#### Set exercise
Copy, from the entries below, each line where the word "this" can be found.

#### The records
=====

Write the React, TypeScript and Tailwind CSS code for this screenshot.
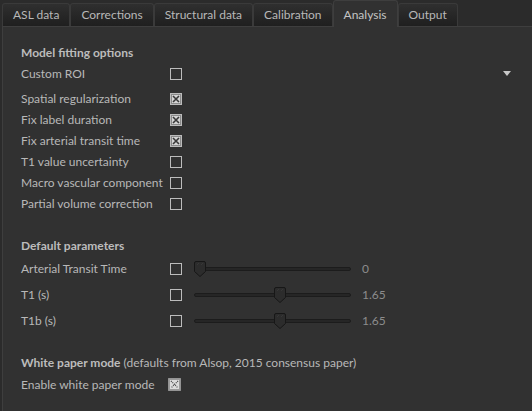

=====

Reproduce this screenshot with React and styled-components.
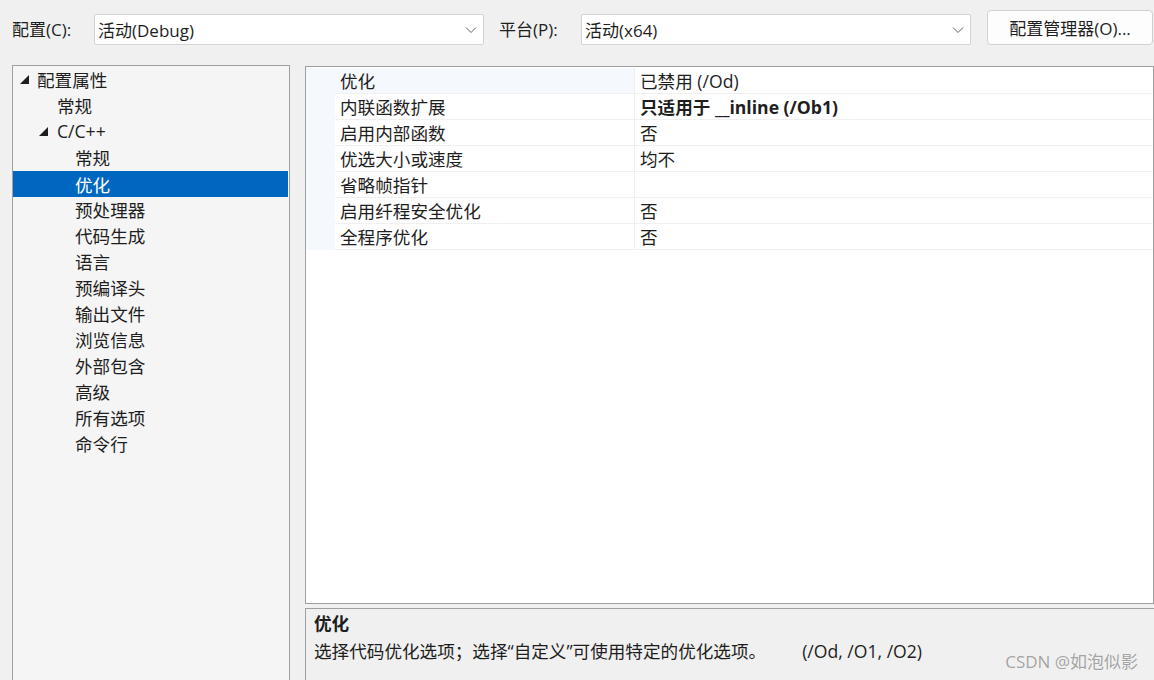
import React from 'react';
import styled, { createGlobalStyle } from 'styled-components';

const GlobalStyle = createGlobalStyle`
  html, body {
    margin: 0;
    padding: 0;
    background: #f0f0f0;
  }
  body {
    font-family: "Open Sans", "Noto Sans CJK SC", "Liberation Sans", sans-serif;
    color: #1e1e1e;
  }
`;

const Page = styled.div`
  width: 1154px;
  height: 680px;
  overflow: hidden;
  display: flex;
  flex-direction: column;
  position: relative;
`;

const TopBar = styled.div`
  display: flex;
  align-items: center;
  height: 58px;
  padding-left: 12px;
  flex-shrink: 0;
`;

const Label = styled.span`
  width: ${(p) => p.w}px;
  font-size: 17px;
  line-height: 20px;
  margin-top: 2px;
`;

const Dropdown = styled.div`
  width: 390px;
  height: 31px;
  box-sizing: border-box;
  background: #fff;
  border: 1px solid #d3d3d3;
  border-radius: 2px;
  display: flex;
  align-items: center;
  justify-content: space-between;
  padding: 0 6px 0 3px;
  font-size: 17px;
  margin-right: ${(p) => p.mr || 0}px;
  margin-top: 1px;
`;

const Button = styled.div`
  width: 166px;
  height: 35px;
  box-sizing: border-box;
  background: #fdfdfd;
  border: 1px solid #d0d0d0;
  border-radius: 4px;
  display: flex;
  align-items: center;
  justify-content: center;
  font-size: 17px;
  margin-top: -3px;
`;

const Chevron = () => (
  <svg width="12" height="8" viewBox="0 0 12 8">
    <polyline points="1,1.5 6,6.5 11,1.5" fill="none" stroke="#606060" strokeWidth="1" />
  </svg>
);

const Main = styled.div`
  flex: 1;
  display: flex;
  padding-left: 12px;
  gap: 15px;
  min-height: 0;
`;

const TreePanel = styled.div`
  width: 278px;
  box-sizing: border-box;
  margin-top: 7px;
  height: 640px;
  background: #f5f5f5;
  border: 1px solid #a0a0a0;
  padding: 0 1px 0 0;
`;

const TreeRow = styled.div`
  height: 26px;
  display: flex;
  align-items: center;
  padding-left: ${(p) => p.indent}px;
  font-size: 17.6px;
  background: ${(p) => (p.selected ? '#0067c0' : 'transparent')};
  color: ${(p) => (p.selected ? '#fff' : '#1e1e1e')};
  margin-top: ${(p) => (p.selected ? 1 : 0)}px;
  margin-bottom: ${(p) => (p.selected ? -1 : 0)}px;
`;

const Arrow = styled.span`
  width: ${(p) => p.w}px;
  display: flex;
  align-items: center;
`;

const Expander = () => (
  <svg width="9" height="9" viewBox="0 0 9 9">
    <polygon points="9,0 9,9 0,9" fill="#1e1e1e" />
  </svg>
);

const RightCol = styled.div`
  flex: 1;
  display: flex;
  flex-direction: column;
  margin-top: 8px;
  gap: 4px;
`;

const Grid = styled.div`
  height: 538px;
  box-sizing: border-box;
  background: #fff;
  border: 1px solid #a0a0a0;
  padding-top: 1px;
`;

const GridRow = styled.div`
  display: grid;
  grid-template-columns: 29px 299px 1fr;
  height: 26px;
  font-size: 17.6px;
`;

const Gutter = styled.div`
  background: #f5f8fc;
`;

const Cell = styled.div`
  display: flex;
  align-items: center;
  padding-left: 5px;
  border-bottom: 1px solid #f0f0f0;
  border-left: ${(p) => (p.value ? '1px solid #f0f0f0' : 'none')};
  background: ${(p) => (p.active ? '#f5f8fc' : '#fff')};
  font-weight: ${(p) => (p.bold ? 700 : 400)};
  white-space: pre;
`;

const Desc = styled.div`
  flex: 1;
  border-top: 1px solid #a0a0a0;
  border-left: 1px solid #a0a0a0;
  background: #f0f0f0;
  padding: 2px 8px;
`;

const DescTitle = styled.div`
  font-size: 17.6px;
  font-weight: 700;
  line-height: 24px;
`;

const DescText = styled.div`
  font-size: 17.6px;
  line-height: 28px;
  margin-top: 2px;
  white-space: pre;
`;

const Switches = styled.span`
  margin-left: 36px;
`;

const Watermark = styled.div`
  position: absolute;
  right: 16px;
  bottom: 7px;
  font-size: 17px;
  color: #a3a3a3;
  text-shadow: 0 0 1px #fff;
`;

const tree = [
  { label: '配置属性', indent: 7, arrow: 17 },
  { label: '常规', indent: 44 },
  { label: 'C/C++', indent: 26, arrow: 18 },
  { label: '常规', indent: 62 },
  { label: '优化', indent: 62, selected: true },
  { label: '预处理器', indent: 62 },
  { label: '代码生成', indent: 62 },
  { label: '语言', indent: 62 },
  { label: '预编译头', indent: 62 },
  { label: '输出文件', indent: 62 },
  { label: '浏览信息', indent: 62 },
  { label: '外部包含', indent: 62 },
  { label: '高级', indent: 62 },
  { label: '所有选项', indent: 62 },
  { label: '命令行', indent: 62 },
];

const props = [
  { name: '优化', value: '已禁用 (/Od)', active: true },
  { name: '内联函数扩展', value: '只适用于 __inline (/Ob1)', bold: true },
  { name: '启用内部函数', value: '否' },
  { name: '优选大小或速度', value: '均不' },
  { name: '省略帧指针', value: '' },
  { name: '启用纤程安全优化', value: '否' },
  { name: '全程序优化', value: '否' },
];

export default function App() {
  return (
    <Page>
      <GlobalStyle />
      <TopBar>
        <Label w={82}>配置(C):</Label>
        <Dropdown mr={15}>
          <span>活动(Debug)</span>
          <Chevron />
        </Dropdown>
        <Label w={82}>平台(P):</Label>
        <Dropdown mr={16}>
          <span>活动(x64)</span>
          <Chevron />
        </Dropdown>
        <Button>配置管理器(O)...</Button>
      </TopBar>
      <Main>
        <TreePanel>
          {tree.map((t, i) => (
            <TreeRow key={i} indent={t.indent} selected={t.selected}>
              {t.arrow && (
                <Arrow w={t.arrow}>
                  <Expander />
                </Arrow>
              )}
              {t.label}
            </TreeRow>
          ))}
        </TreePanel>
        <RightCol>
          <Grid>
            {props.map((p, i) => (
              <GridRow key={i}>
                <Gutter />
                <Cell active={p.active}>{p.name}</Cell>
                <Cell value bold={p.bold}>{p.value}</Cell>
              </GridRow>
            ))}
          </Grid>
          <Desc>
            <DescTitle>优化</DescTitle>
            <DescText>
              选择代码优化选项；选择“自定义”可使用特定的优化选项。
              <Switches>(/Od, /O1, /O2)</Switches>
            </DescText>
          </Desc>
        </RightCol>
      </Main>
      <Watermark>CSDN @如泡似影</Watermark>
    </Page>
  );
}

=====

#### Solved exercise
Write the React, TypeScript and Tailwind CSS code for this screenshot.
Reproduce this screenshot with React and styled-components.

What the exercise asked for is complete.